Co-produced by Britain’s ITV Studios and PBS’ “Masterpiece,” the eight-part series is inspired by Lindy Woodhead’s novel Shopping, Seduction & Mr. Selfridge.
When a producer suggested Emmy Award-winning writer Andrew Davies adapt the book for the small screen, it was a hard sell.
“It’s all about shopping,” said Davies, whose credits include the original BBC version of “House of Cards,” “Pride and Prejudice” and “Bleak House.” “I’m a guy. I don’t do shopping.”
The producer convinced Davies there was more to the story.
“I read the book and I was just completely gripped,” he said. “It seemed to me like a kind of tale about the American dream lived out in London.”
In many ways “Mr. Selfridge” is a knockoff of “Downton Abbey,” with the sprawling department store subbing for the countryside estate.
Sumptuously shot and full of period detail, “Mr. Selfridge” is stocked with plenty of upstairs/downstairs drama, often with a little too much attention being lavished on the workers’ personal storylines.
The cast includes Frances O’Connor (“Madame Bovary”) as Selfridge’s Chicago-bred wife, Rose Buckingham (of fountain fame), and Zoe Tapper (“Stage Beauty”) as seductive showgirl Ellen Love, an amalgam of some of the many mistresses the risk-taking Selfridge had during his tumultuous life.
Aisling Loftus (“Case Histories”) is down-on-her-luck shop girl Agnes Towler, a sort of Anna Bates that we’re all meant to root for. In the two-hour premiere, Selfridge generously buys Towler a pair of red leather gloves, reportedly sparking a real-life spike in sales after the show debuted in Britain in January. (It’s been renewed for a second season; Davies said he’d like to have four seasons to tell the whole story.)
Piven chews the scenery as the loud, flamboyant, self-made Selfridge, giving the role a theatrical air that sometimes seems out of place.
“He thought of himself as a performer and the store was his theater,” Piven said.

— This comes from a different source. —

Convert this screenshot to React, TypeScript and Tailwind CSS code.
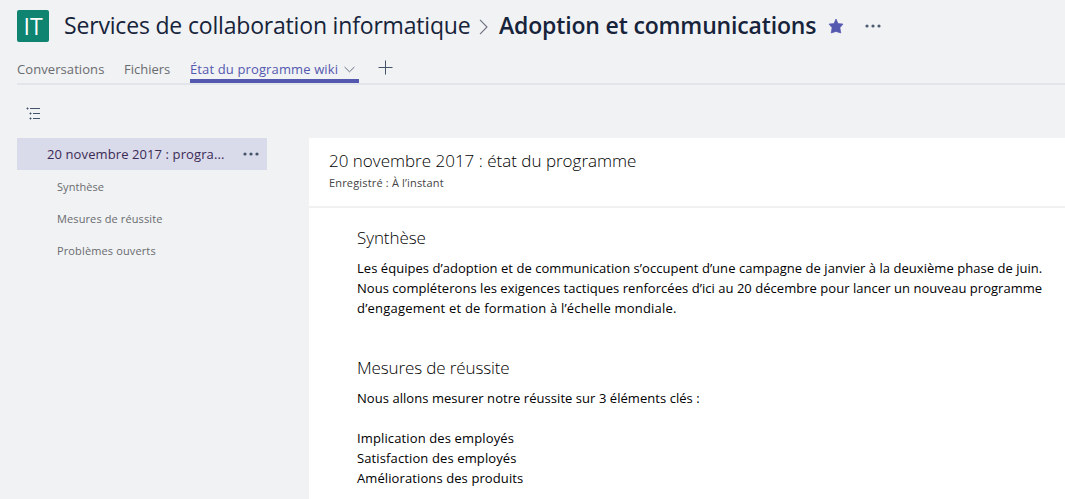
import React from "react";

const sections = [
  { label: "Synthèse", cls: "ml-[40px] tracking-[0.05px]" },
  { label: "Mesures de réussite", cls: "ml-[40px] tracking-[0.11px]" },
  { label: "Problèmes ouverts", cls: "ml-[40px] tracking-[0.13px]" },
];

function Dots({ className }: { className: string }) {
  return (
    <svg width="16" height="4" viewBox="0 0 16 4" className={className} fill="currentColor">
      <circle cx="2" cy="2" r="1.6" />
      <circle cx="8" cy="2" r="1.6" />
      <circle cx="14" cy="2" r="1.6" />
    </svg>
  );
}

function Header() {
  return (
    <header className="flex h-[42px] items-start whitespace-nowrap pl-[17px] pt-[10px] text-[23px] leading-8 text-[#16233a]">
      <div className="flex size-8 items-center justify-center rounded-[2px] bg-[#0f8470] text-white">
        <span className="text-[23px] leading-8">IT</span>
      </div>
      <span className="-mt-px ml-[15px] w-[407px] tracking-[-0.18px]">Services de collaboration informatique</span>
      <svg width="9" height="16" viewBox="0 0 9 16" className="ml-[8px] mt-[9px] text-[#6b7080]" fill="none" stroke="currentColor" strokeWidth="1.1">
        <path d="M1 0.8L8 8L1 15.2" />
      </svg>
      <h1 className="-mt-px ml-[11px] w-[318px] font-semibold tracking-[-0.16px]">Adoption et communications</h1>
      <svg width="16" height="16" viewBox="0 0 16 16" className="ml-[11px] mt-[8px] text-[#5558af]" fill="currentColor">
        <path d="M8 1L10 5.6L15 6.1L11.9 9.7L12.8 15L8 13.4L3.2 15L4.1 9.7L1 6.1L6 5.6Z" stroke="currentColor" strokeWidth="0.7" strokeLinejoin="round" />
      </svg>
      <Dots className="ml-[21px] mt-[14px] text-[#4f5b70]" />
    </header>
  );
}

function Tabs() {
  return (
    <nav className="ml-[17px] flex h-[43px] items-start whitespace-nowrap border-b-2 border-[#e2e5e9] pt-[17px] text-[13px] leading-5 text-[#6a6b6f]">
      <span className="w-[107px] tracking-[0.08px]">Conversations</span>
      <span className="w-[66px] tracking-[0px]">Fichiers</span>
      <span className="flex h-6 w-[169px] border-b-4 border-[#5558af] text-[#5558af]">
        <span className="w-[154px] tracking-[0.13px]">État du programme wiki</span>
        <svg width="11" height="7" viewBox="0 0 11 7" className="mt-[7px] text-[#6a6f80]" fill="none" stroke="currentColor" strokeWidth="1">
          <path d="M0.6 1L5.5 5.8L10.4 1" />
        </svg>
      </span>
      <svg width="15" height="15" viewBox="0 0 15 15" className="ml-[19px] mt-px text-[#45536a]" fill="none" stroke="currentColor" strokeWidth="1">
        <path d="M0.5 7.5H14.5M7.5 0.5V14.5" />
      </svg>
    </nav>
  );
}

function Sidebar() {
  return (
    <aside className="ml-[17px] w-[250px] shrink-0">
      <svg width="15" height="13" viewBox="0 0 15 13" className="ml-[9px] mt-[22px] text-[#45536a]" fill="none" stroke="currentColor" strokeWidth="1">
        <path d="M4 1.5H14M7 6.5H14M7 11.5H14" />
        <path d="M0.5 1.5H2.5M1.5 0.5V2.5M3.5 6.5H5.5M4.5 5.5V7.5M3.5 11.5H5.5M4.5 10.5V12.5" />
      </svg>
      <div className="mt-[18px] flex h-8 items-center bg-[#d9daea] text-[13px] text-[#3b2b55]">
        <span className="ml-[30px] w-[196px] leading-5 tracking-[0.1px]">20 novembre 2017 : progra...</span>
        <Dots className="text-[#45536a]" />
      </div>
      <ul className="pt-px text-[11px] text-[#6a6b6f]">
        {sections.map((s) => (
          <li key={s.label} className="flex h-8 items-center">
            <span className={s.cls}>{s.label}</span>
          </li>
        ))}
      </ul>
    </aside>
  );
}

function Article() {
  return (
    <main className="ml-[42px] mt-[53px] h-[361px] flex-1 overflow-hidden bg-white text-[13px] leading-5 text-black">
      <div className="h-[70px] border-b-2 border-[#f1f1f2] pl-5 pt-[11px]">
        <h2 className="text-[17px] font-light leading-6 tracking-[0px]">20 novembre 2017 : état du programme</h2>
        <p className="mt-[2px] text-[11px] leading-4 tracking-[0.17px] text-[#444]">Enregistré : À l’instant</p>
      </div>
      <div className="pl-12 pt-[18px]">
        <h3 className="text-[17px] font-light leading-6 tracking-[-0.08px]">Synthèse</h3>
        <div className="mt-2">
          <p className="tracking-[0.037px]">Les équipes d’adoption et de communication s’occupent d’une campagne de janvier à la deuxième phase de juin.</p>
          <p className="tracking-[0.038px]">Nous compléterons les exigences tactiques renforcées d’ici au 20 décembre pour lancer un nouveau programme</p>
          <p className="tracking-[0.2px]">d’engagement et de formation à l’échelle mondiale.</p>
        </div>
        <h3 className="mt-[38px] text-[17px] font-light leading-6 tracking-[-0.12px]">Mesures de réussite</h3>
        <p className="mt-2 tracking-[0.05px]">Nous allons mesurer notre réussite sur 3 éléments clés :</p>
        <div className="mt-5">
          <p className="tracking-[0.13px]">Implication des employés</p>
          <p className="tracking-[0.12px]">Satisfaction des employés</p>
          <p className="tracking-[0.1px]">Améliorations des produits</p>
        </div>
      </div>
    </main>
  );
}

export default function App() {
  return (
    <div className="h-[499px] w-[1065px] overflow-hidden bg-[#f0f2f4] font-['Open_Sans',sans-serif]">
      <Header />
      <Tabs />
      <div className="flex items-start whitespace-nowrap">
        <Sidebar />
        <Article />
      </div>
    </div>
  );
}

The three-time Emmy winner said he didn’t plan to go back into TV after eight seasons on HBO’s “Entourage,” but he after reading the script “I was willing my beard to grow because I knew that there was no way I could say no.” And “being on ‘Masterpiece’ is like telling a Jewish mother you’re going to be a doctor.”
Like many Chicagoans, Piven’s mother did much of her shopping at Marshall Field’s.
“It was really cool to talk to my mother — and even having her speak about her mother’s experience — in a place that Harry Selfridge created,” he said. “There would be a person in the elevator that would greet you and be so kind to you, and they had places for kids to play and restaurants. She said it was just this cathedral.
“We have a history with that place,” he added, “so I kind of felt connected to him.”